# Early bird discount on the 'Epic Pass'??



## BurtonAvenger (Aug 14, 2007)

That should be the price till about the end of September or early Oct. Then it will jump up as you get closer to November.


----------



## chomps1211 (Mar 30, 2011)

BurtonAvenger said:


> That should be the price till about the end of September or early Oct. Then it will jump up as you get closer to November.


Apologies for the threadjack, but I was curious to know, how many days riding would you have to do on a trip in order to hit or beat the break even point for purchasing those Epic Passes compared to just buying your lift tickets each day you are there? 

If I ever get out to Colorado this or next season.
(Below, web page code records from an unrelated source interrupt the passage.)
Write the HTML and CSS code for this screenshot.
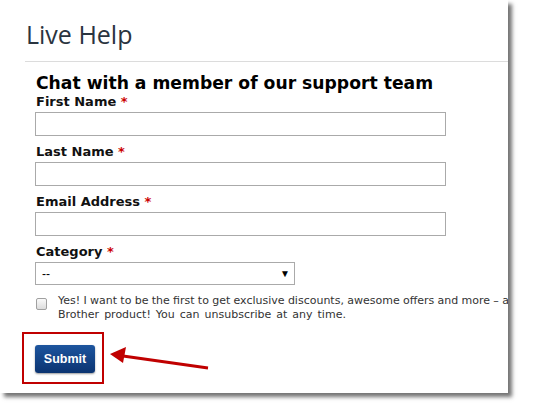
FILE: index.html
```html
<!DOCTYPE html>
<html>
<head>
<meta charset="utf-8">
<link rel="stylesheet" href="styles.css">
</head>
<body>
<div class="panel">
  <h1 class="title">Live Help</h1>
  <div class="rule"></div>
  <form class="form">
    <h2 class="heading">Chat with a member of our support team</h2>
    <div class="field">
      <label class="label">First Name <span class="req">*</span></label>
      <input class="input" type="text">
    </div>
    <div class="field">
      <label class="label">Last Name <span class="req">*</span></label>
      <input class="input" type="text">
    </div>
    <div class="field">
      <label class="label">Email Address <span class="req">*</span></label>
      <input class="input" type="text">
    </div>
    <div class="field field-last">
      <label class="label">Category <span class="req">*</span></label>
      <div class="select"><span>--</span><span class="caret">▼</span></div>
    </div>
    <div class="optin">
      <span class="checkbox"></span>
      <p class="optin-text"><span class="line1">Yes! I want to be the first to get exclusive discounts, awesome offers and more – and</span><br><span class="line2">Brother product! You can unsubscribe at any time.</span></p>
    </div>
    <div class="submit-row">
      <div class="highlight">
        <button class="submit" type="button">Submit</button>
      </div>
      <svg class="arrow" width="110" height="30" viewBox="0 0 110 30">
        <line x1="99" y1="22" x2="14" y2="10" stroke="#c00000" stroke-width="3"/>
        <polygon points="1,8 17,1 14,17" fill="#c00000"/>
      </svg>
    </div>
  </form>
</div>
</body>
</html>
```
FILE: styles.css
```css
html, body {
  margin: 0;
  padding: 0;
  background: #fff;
}
body {
  width: 545px;
  height: 409px;
  overflow: hidden;
}
.panel {
  width: 508px;
  height: 393px;
  background: #fff;
  box-shadow: 4px 4px 4px rgba(0,0,0,0.55);
  overflow: hidden;
  position: relative;
}
.title {
  margin: 0;
  padding: 19px 0 0 26px;
  font-family: "Open Sans", "DejaVu Sans", sans-serif;
  font-weight: 400;
  font-size: 25px;
  line-height: 30px;
  color: #2a3440;
}
.rule {
  margin: 12px 0 0 25px;
  height: 1px;
  background: #dcdcdc;
}
.form {
  padding: 10px 0 0 36px;
  font-family: "DejaVu Sans", Verdana, sans-serif;
}
.heading {
  margin: 0;
  font-size: 17.2px;
  font-weight: bold;
  line-height: 22px;
  color: #000;
  white-space: nowrap;
}
.field {
  display: flex;
  flex-direction: column;
  margin-bottom: 8px;
}
.field-last {
  margin-bottom: 9px;
}
.label {
  font-size: 13px;
  font-weight: bold;
  line-height: 16px;
  color: #111;
  margin-bottom: 2px;
}
.req {
  color: #c00;
}
.input {
  box-sizing: border-box;
  width: 411px;
  height: 24px;
  margin: 0 0 0 -1px;
  border: 1px solid #aaa;
  background: #fff;
  padding: 0;
}
.select {
  box-sizing: border-box;
  width: 260px;
  height: 23px;
  margin-left: -1px;
  border: 1px solid #aaa;
  display: flex;
  align-items: center;
  justify-content: space-between;
  padding: 0 4px 0 6px;
  font-family: "Liberation Sans", Arial, sans-serif;
  font-size: 12px;
  color: #000;
}
.caret {
  font-size: 10px;
}
.optin {
  display: flex;
  gap: 11px;
  width: 540px;
}
.checkbox {
  flex: none;
  box-sizing: border-box;
  width: 11px;
  height: 12px;
  margin-top: 4px;
  border: 1px solid #a0a0a0;
  border-radius: 2px;
  background: linear-gradient(#fafafa, #dcdcdc);
}
.optin-text {
  margin: 0;
  font-size: 11px;
  line-height: 14px;
  color: #333;
  white-space: nowrap;
}
.line1 {
  word-spacing: -0.2px;
}
.line2 {
  word-spacing: 1.5px;
}
.submit-row {
  display: flex;
  align-items: flex-start;
  margin-top: 10px;
  margin-left: -14px;
}
.highlight {
  box-sizing: border-box;
  width: 82px;
  height: 52px;
  border: 2px solid #c00000;
  padding: 11px 0 0 11px;
}
.submit {
  width: 60px;
  height: 28px;
  border: none;
  border-radius: 3px;
  background: linear-gradient(#1d559e, #0b3471);
  box-shadow: 0 1px 2px rgba(0,0,0,0.4);
  color: #fff;
  font-family: "Liberation Sans", Arial, sans-serif;
  font-weight: bold;
  font-size: 12.5px;
  padding: 0;
}
.arrow {
  margin-top: 14px;
  margin-left: 5px;
}
```
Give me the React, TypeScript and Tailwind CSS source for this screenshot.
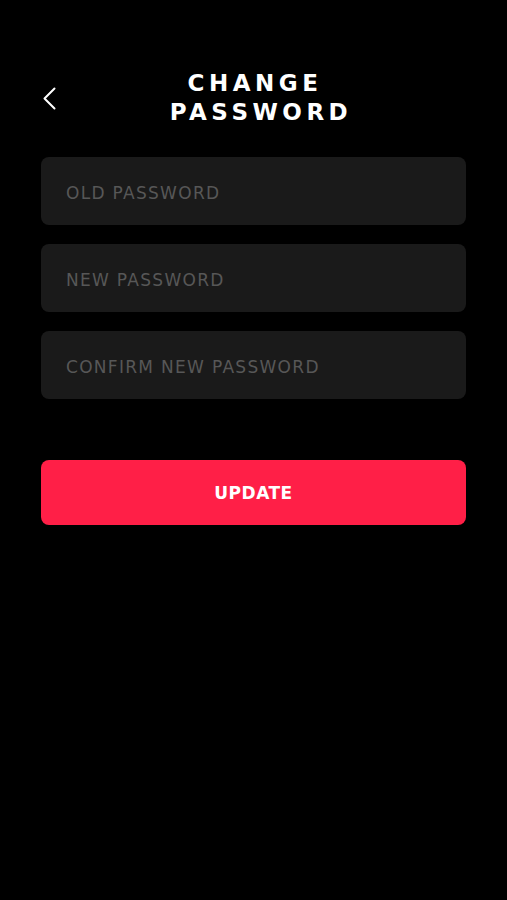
import { useState } from "react";

const fields = [
  { key: "old", placeholder: "OLD PASSWORD" },
  { key: "new", placeholder: "NEW PASSWORD" },
  { key: "confirm", placeholder: "CONFIRM NEW PASSWORD" },
];

export default function App() {
  const [values, setValues] = useState<Record<string, string>>({});

  return (
    <div className="min-h-[900px] w-full bg-black font-['DejaVu_Sans',sans-serif] text-white">
      <div className="px-[41px]">
        <div className="relative flex h-[157px] items-start justify-center pt-[69px]">
          <button className="absolute left-[2px] top-[87px] text-white">
            <svg width="13" height="23" viewBox="0 0 13 23" fill="none">
              <path
                d="M11.5 1.5 1.5 11.5l10 10"
                stroke="currentColor"
                strokeWidth={2}
                strokeLinecap="round"
                strokeLinejoin="round"
              />
            </svg>
          </button>
          <h1 className="text-center text-[23px] font-bold leading-[29px] tracking-[4.5px]">
            <span className="block pl-[3px]">CHANGE</span>
            <span className="block pl-[15px]">PASSWORD</span>
          </h1>
        </div>

        <div className="flex flex-col gap-[19px]">
          {fields.map((f) => (
            <input
              key={f.key}
              type="password"
              value={values[f.key] ?? ""}
              onChange={(e) => setValues({ ...values, [f.key]: e.target.value })}
              placeholder={f.placeholder}
              className="h-[68px] w-full rounded-[8px] bg-[#1a1a1a] px-[25px] pt-[4px] text-[17px] tracking-[1.3px] text-white outline-none placeholder:text-[#575757]"
            />
          ))}
        </div>

        <button className="mt-[61px] h-[65px] w-full rounded-[8px] bg-[#ff1f47] pt-[2px] text-[17px] font-bold tracking-[0.5px] text-white">
          UPDATE
        </button>
      </div>
    </div>
  );
}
It would likely only be for 4-5, maybe 6 days of riding. I have no idea if $769 is worth it for such a short stay or if the regular price of day tickets makes _that_ price a real bargain! Are there ever any Liftopia deals on single or multiple day lift tickets?

TIA!

:hairy:


----------



## BurtonAvenger (Aug 14, 2007)

5 to 7 days depending on which pass you get. 

Full blown epic 7 days and you've actually beaten the price. Epic Local 5 days. 

I did the math based off what A-Basin collects per day that an Epic pass is scanned and discovered that my whole pass purchase price goes completely to them and Vail makes nothing. 

In your situation you would want either the Epic Local or Summit Value Pass if you weren't going to Vail/BC.


----------



## chanty_344 (Jul 14, 2015)

Thanks "BurtonAvenger". That gives my friends plenty of time to make a decision


----------



## BurtonAvenger (Aug 14, 2007)

chanty_344 said:


> Thanks "BurtonAvenger". That gives my friends plenty of time to make a decision


No worries man, they send out an email blast reminding people and their social media accounts start going crazy in the fall as well.


----------